The garage gave us Big Bird so named by Ray and Ryan because it was a yellow vanagan with overly large side view mirrors, or so it seemed. Dying sooner rather than later (and leaking like a sieve through it’s sunroof, it stayed in the parking lot of the apartments when we got the humungous oversized van.  Then came the Oldsmobile station wagon. That was my personal favorite. I loved that little car. I loved Oldsmobiles. I’m sorry they went out of business. It’s story ended with three engines to replace the broken one all of which were defective and then the mechanic went out of business. We had the Vanagan towed as well.

Then … I know it boggles the mind… there was the Dodge Aires.  I was going to save the car and have it restored as a symbol of God’s restorative power. But in an unusual turn of events, it ended up being towed. At that point I learned an important theological lesson that liberals have a lot of trouble with.  God doesn’t make, or like, junk. I didn’t have to romanticize poverty. Poverty is evil.

So since early Spring I have been working with the property manager to get the dang thing towed, this Buick that served it’s master well no doubt but now is just a canvas for algae and pine needles.

Umpteen phone calls later, deep conversations with the towing company, a visit from a cop to sign off on the thing and we are one registered letter away from getting rid of it. Do I wish the person had taken their trash with them? Certainly. But that’s not always possible and I have all the compassion in the world for their circumstances.
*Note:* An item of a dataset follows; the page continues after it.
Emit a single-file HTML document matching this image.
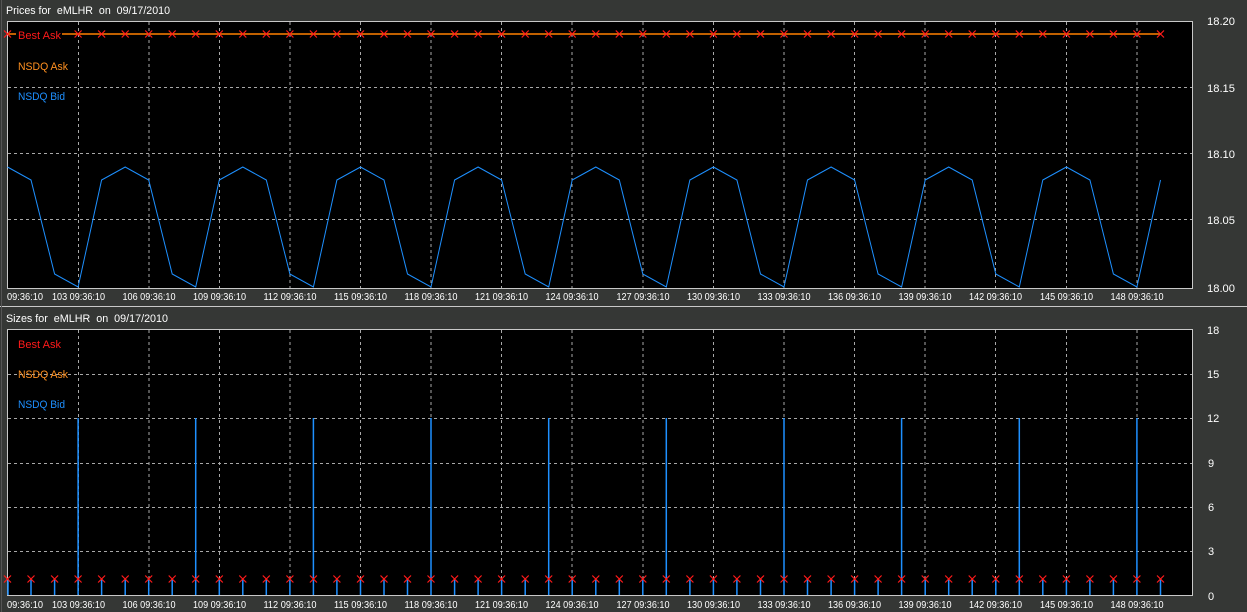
<!DOCTYPE html>
<html><head><meta charset="utf-8">
<style>
html,body{margin:0;padding:0;background:#353735;}
svg{display:block;}
text{font-family:"Liberation Sans",sans-serif;}
</style></head>
<body>
<svg width="1247" height="612" viewBox="0 0 1247 612" xmlns="http://www.w3.org/2000/svg">
<defs>
<g id="mx" stroke="#ff1a1a" stroke-width="1.2" fill="none"><path d="M-3.5,-3.5L3.5,3.5M3.5,-3.5L-3.5,3.5"/></g>
</defs>
<rect width="1247" height="612" fill="#353735"/>
<line x1="0" y1="306.5" x2="1247" y2="306.5" stroke="#c8c8c8" stroke-width="1"/>
<line x1="1.5" y1="0" x2="1.5" y2="612" stroke="#555" stroke-width="1"/>

<text x="6" y="14" fill="#fff" font-size="11" textLength="164" lengthAdjust="spacingAndGlyphs" xml:space="preserve">Prices for  eMLHR  on  09/17/2010</text>
<text x="6" y="322" fill="#fff" font-size="11" textLength="162" lengthAdjust="spacingAndGlyphs" xml:space="preserve">Sizes for  eMLHR  on  09/17/2010</text>

<rect x="7.5" y="21.5" width="1185" height="267" fill="#000" stroke="#c8c8c8" stroke-width="1"/>
<rect x="7.5" y="329.5" width="1185" height="266" fill="#000" stroke="#c8c8c8" stroke-width="1"/>

<g stroke="#a8a8a8" stroke-width="1" stroke-dasharray="3,3">
<path d="M8,87.5H1192M8,153.5H1192M8,219.5H1192"/>
<path d="M8,374.5H1192M8,418.5H1192M8,463.5H1192M8,507.5H1192M8,551.5H1192"/>
<path d="M78.5,22V288M149,22V288M219.5,22V288M290,22V288M360.5,22V288M431,22V288M501.5,22V288M572,22V288M643,22V288M713.5,22V288M784,22V288M854.5,22V288M925,22V288M995.5,22V288M1066.5,22V288M1137,22V288"/>
<path d="M78.5,330V595M149,330V595M219.5,330V595M290,330V595M360.5,330V595M431,330V595M501.5,330V595M572,330V595M643,330V595M713.5,330V595M784,330V595M854.5,330V595M925,330V595M995.5,330V595M1066.5,330V595M1137,330V595"/>
</g>

<g fill="#fff" font-size="11">
<text x="1207" y="25" textLength="28" lengthAdjust="spacingAndGlyphs">18.20</text>
<text x="1207" y="92" textLength="28" lengthAdjust="spacingAndGlyphs">18.15</text>
<text x="1207" y="158" textLength="28" lengthAdjust="spacingAndGlyphs">18.10</text>
<text x="1207" y="224" textLength="28" lengthAdjust="spacingAndGlyphs">18.05</text>
<text x="1207" y="292" textLength="28" lengthAdjust="spacingAndGlyphs">18.00</text>
<text x="1207" y="334">18</text>
<text x="1207" y="378">15</text>
<text x="1207" y="422">12</text>
<text x="1208" y="467">9</text>
<text x="1208" y="511">6</text>
<text x="1208" y="555">3</text>
<text x="1208" y="600">0</text>
</g>

<line x1="8" y1="34" x2="1161" y2="34" stroke="#ff8000" stroke-width="1.5"/>

<polyline fill="none" stroke="#1e90ff" stroke-width="1" points="7.5,167 31,180 54.6,274 78.1,287 101.6,180 125.2,167 148.7,180 172.2,274 195.7,287 219.3,180 242.8,167 266.3,180 289.9,274 313.4,287 336.9,180 360.5,167 384,180 407.5,274 431,287 454.6,180 478.1,167 501.6,180 525.2,274 548.7,287 572.2,180 595.8,167 619.3,180 642.8,274 666.3,287 689.9,180 713.4,167 736.9,180 760.5,274 784,287 807.5,180 831.1,167 854.6,180 878.1,274 901.6,287 925.2,180 948.7,167 972.2,180 995.8,274 1019.3,287 1042.8,180 1066.4,167 1089.9,180 1113.4,274 1136.9,287 1160.5,180"/>

<g stroke="#1e90ff" stroke-width="1.5">
<path d="M31,579V595M54.6,579V595M101.6,579V595M125.2,579V595M148.7,579V595M172.2,579V595M219.3,579V595M242.8,579V595M266.3,579V595M289.9,579V595M336.9,579V595M360.5,579V595M384,579V595M407.5,579V595M454.6,579V595M478.1,579V595M501.6,579V595M525.2,579V595M572.2,579V595M595.8,579V595M619.3,579V595M642.8,579V595M689.9,579V595M713.4,579V595M736.9,579V595M760.5,579V595M807.5,579V595M831.1,579V595M854.6,579V595M878.1,579V595M925.2,579V595M948.7,579V595M972.2,579V595M995.8,579V595M1042.8,579V595M1066.4,579V595M1089.9,579V595M1113.4,579V595M1160.5,579V595"/>
<path d="M78.1,418V595M195.7,418V595M313.4,418V595M431,418V595M548.7,418V595M666.3,418V595M784,418V595M901.6,418V595M1019.3,418V595M1136.9,418V595"/>
<path d="M8,579V595"/>
</g>

<g>
<use href="#mx" x="7.5" y="34"/><use href="#mx" x="31" y="34"/><use href="#mx" x="54.6" y="34"/><use href="#mx" x="78.1" y="34"/><use href="#mx" x="101.6" y="34"/><use href="#mx" x="125.2" y="34"/><use href="#mx" x="148.7" y="34"/><use href="#mx" x="172.2" y="34"/><use href="#mx" x="195.7" y="34"/><use href="#mx" x="219.3" y="34"/><use href="#mx" x="242.8" y="34"/><use href="#mx" x="266.3" y="34"/><use href="#mx" x="289.9" y="34"/><use href="#mx" x="313.4" y="34"/><use href="#mx" x="336.9" y="34"/><use href="#mx" x="360.5" y="34"/><use href="#mx" x="384" y="34"/><use href="#mx" x="407.5" y="34"/><use href="#mx" x="431" y="34"/><use href="#mx" x="454.6" y="34"/><use href="#mx" x="478.1" y="34"/><use href="#mx" x="501.6" y="34"/><use href="#mx" x="525.2" y="34"/><use href="#mx" x="548.7" y="34"/><use href="#mx" x="572.2" y="34"/><use href="#mx" x="595.8" y="34"/><use href="#mx" x="619.3" y="34"/><use href="#mx" x="642.8" y="34"/><use href="#mx" x="666.3" y="34"/><use href="#mx" x="689.9" y="34"/><use href="#mx" x="713.4" y="34"/><use href="#mx" x="736.9" y="34"/><use href="#mx" x="760.5" y="34"/><use href="#mx" x="784" y="34"/><use href="#mx" x="807.5" y="34"/><use href="#mx" x="831.1" y="34"/><use href="#mx" x="854.6" y="34"/><use href="#mx" x="878.1" y="34"/><use href="#mx" x="901.6" y="34"/><use href="#mx" x="925.2" y="34"/><use href="#mx" x="948.7" y="34"/><use href="#mx" x="972.2" y="34"/><use href="#mx" x="995.8" y="34"/><use href="#mx" x="1019.3" y="34"/><use href="#mx" x="1042.8" y="34"/><use href="#mx" x="1066.4" y="34"/><use href="#mx" x="1089.9" y="34"/><use href="#mx" x="1113.4" y="34"/><use href="#mx" x="1136.9" y="34"/><use href="#mx" x="1160.5" y="34"/>
</g>
<g>
<use href="#mx" x="7.5" y="579"/><use href="#mx" x="31" y="579"/><use href="#mx" x="54.6" y="579"/><use href="#mx" x="78.1" y="579"/><use href="#mx" x="101.6" y="579"/><use href="#mx" x="125.2" y="579"/><use href="#mx" x="148.7" y="579"/><use href="#mx" x="172.2" y="579"/><use href="#mx" x="195.7" y="579"/><use href="#mx" x="219.3" y="579"/><use href="#mx" x="242.8" y="579"/><use href="#mx" x="266.3" y="579"/><use href="#mx" x="289.9" y="579"/><use href="#mx" x="313.4" y="579"/><use href="#mx" x="336.9" y="579"/><use href="#mx" x="360.5" y="579"/><use href="#mx" x="384" y="579"/><use href="#mx" x="407.5" y="579"/><use href="#mx" x="431" y="579"/><use href="#mx" x="454.6" y="579"/><use href="#mx" x="478.1" y="579"/><use href="#mx" x="501.6" y="579"/><use href="#mx" x="525.2" y="579"/><use href="#mx" x="548.7" y="579"/><use href="#mx" x="572.2" y="579"/><use href="#mx" x="595.8" y="579"/><use href="#mx" x="619.3" y="579"/><use href="#mx" x="642.8" y="579"/><use href="#mx" x="666.3" y="579"/><use href="#mx" x="689.9" y="579"/><use href="#mx" x="713.4" y="579"/><use href="#mx" x="736.9" y="579"/><use href="#mx" x="760.5" y="579"/><use href="#mx" x="784" y="579"/><use href="#mx" x="807.5" y="579"/><use href="#mx" x="831.1" y="579"/><use href="#mx" x="854.6" y="579"/><use href="#mx" x="878.1" y="579"/><use href="#mx" x="901.6" y="579"/><use href="#mx" x="925.2" y="579"/><use href="#mx" x="948.7" y="579"/><use href="#mx" x="972.2" y="579"/><use href="#mx" x="995.8" y="579"/><use href="#mx" x="1019.3" y="579"/><use href="#mx" x="1042.8" y="579"/><use href="#mx" x="1066.4" y="579"/><use href="#mx" x="1089.9" y="579"/><use href="#mx" x="1113.4" y="579"/><use href="#mx" x="1136.9" y="579"/><use href="#mx" x="1160.5" y="579"/>
</g>

<g font-size="11">
<rect x="16" y="28" width="46" height="12" fill="#000"/>
<text x="18" y="39" fill="#ff1a1a" textLength="43" lengthAdjust="spacingAndGlyphs">Best Ask</text>
<text x="18" y="70" fill="#ff9020" textLength="50" lengthAdjust="spacingAndGlyphs">NSDQ Ask</text>
<text x="18" y="100" fill="#1e90ff" textLength="47" lengthAdjust="spacingAndGlyphs">NSDQ Bid</text>
<text x="18" y="348" fill="#ff1a1a" textLength="43" lengthAdjust="spacingAndGlyphs">Best Ask</text>
<text x="18" y="378" fill="#ff9020" textLength="50" lengthAdjust="spacingAndGlyphs">NSDQ Ask</text>
<text x="18" y="408" fill="#1e90ff" textLength="47" lengthAdjust="spacingAndGlyphs">NSDQ Bid</text>
</g>

<g fill="#fff" font-size="10" text-anchor="middle">
<text x="7" y="300" text-anchor="start" textLength="36" lengthAdjust="spacingAndGlyphs">09:36:10</text>
<text x="78.5" y="300" textLength="53" lengthAdjust="spacingAndGlyphs">103 09:36:10</text>
<text x="149" y="300" textLength="53" lengthAdjust="spacingAndGlyphs">106 09:36:10</text>
<text x="219.5" y="300" textLength="53" lengthAdjust="spacingAndGlyphs">109 09:36:10</text>
<text x="290" y="300" textLength="53" lengthAdjust="spacingAndGlyphs">112 09:36:10</text>
<text x="360.5" y="300" textLength="53" lengthAdjust="spacingAndGlyphs">115 09:36:10</text>
<text x="431" y="300" textLength="53" lengthAdjust="spacingAndGlyphs">118 09:36:10</text>
<text x="501.5" y="300" textLength="53" lengthAdjust="spacingAndGlyphs">121 09:36:10</text>
<text x="572" y="300" textLength="53" lengthAdjust="spacingAndGlyphs">124 09:36:10</text>
<text x="643" y="300" textLength="53" lengthAdjust="spacingAndGlyphs">127 09:36:10</text>
<text x="713.5" y="300" textLength="53" lengthAdjust="spacingAndGlyphs">130 09:36:10</text>
<text x="784" y="300" textLength="53" lengthAdjust="spacingAndGlyphs">133 09:36:10</text>
<text x="854.5" y="300" textLength="53" lengthAdjust="spacingAndGlyphs">136 09:36:10</text>
<text x="925" y="300" textLength="53" lengthAdjust="spacingAndGlyphs">139 09:36:10</text>
<text x="995.5" y="300" textLength="53" lengthAdjust="spacingAndGlyphs">142 09:36:10</text>
<text x="1066.5" y="300" textLength="53" lengthAdjust="spacingAndGlyphs">145 09:36:10</text>
<text x="1137" y="300" textLength="53" lengthAdjust="spacingAndGlyphs">148 09:36:10</text>
</g>
<g fill="#fff" font-size="10" text-anchor="middle">
<text x="7" y="608" text-anchor="start" textLength="36" lengthAdjust="spacingAndGlyphs">09:36:10</text>
<text x="78.5" y="608" textLength="53" lengthAdjust="spacingAndGlyphs">103 09:36:10</text>
<text x="149" y="608" textLength="53" lengthAdjust="spacingAndGlyphs">106 09:36:10</text>
<text x="219.5" y="608" textLength="53" lengthAdjust="spacingAndGlyphs">109 09:36:10</text>
<text x="290" y="608" textLength="53" lengthAdjust="spacingAndGlyphs">112 09:36:10</text>
<text x="360.5" y="608" textLength="53" lengthAdjust="spacingAndGlyphs">115 09:36:10</text>
<text x="431" y="608" textLength="53" lengthAdjust="spacingAndGlyphs">118 09:36:10</text>
<text x="501.5" y="608" textLength="53" lengthAdjust="spacingAndGlyphs">121 09:36:10</text>
<text x="572" y="608" textLength="53" lengthAdjust="spacingAndGlyphs">124 09:36:10</text>
<text x="643" y="608" textLength="53" lengthAdjust="spacingAndGlyphs">127 09:36:10</text>
<text x="713.5" y="608" textLength="53" lengthAdjust="spacingAndGlyphs">130 09:36:10</text>
<text x="784" y="608" textLength="53" lengthAdjust="spacingAndGlyphs">133 09:36:10</text>
<text x="854.5" y="608" textLength="53" lengthAdjust="spacingAndGlyphs">136 09:36:10</text>
<text x="925" y="608" textLength="53" lengthAdjust="spacingAndGlyphs">139 09:36:10</text>
<text x="995.5" y="608" textLength="53" lengthAdjust="spacingAndGlyphs">142 09:36:10</text>
<text x="1066.5" y="608" textLength="53" lengthAdjust="spacingAndGlyphs">145 09:36:10</text>
<text x="1137" y="608" textLength="53" lengthAdjust="spacingAndGlyphs">148 09:36:10</text>
</g>
</svg>
</body></html>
Everybody has an eyesore from the past they would like to forget. Having that car sit there for months while I live in ‘almost perfect’ reminds me to treat my history with tenderness. I cannot hate my past and live a healthy present. I cannot whitewash my past and live an authentic present.  I cannot resent my challenges and live today with balance.

Ultimately the story of dead cars is learning how to remove them and send them to the scrap yard while cherishing the memories of their newer days.

This past summer at Family Camp, Joe and Caity surprised me by singing the duet from “Phantom of the Opera”: ‘All I Ask of You’. Why? Because one of their favorite childhood memories is riding in the Audi with the soundtrack to that musical blaring away. Irony. And they wanted to move me to tears (because they both are amused by my tender heart). Seeing and hearing them certainly did that.

The lesson of dead cars is to accept the reality of history, move on, keep the good, and create something beautiful out of the bad. Repeat as often as necessary. May it be so for you.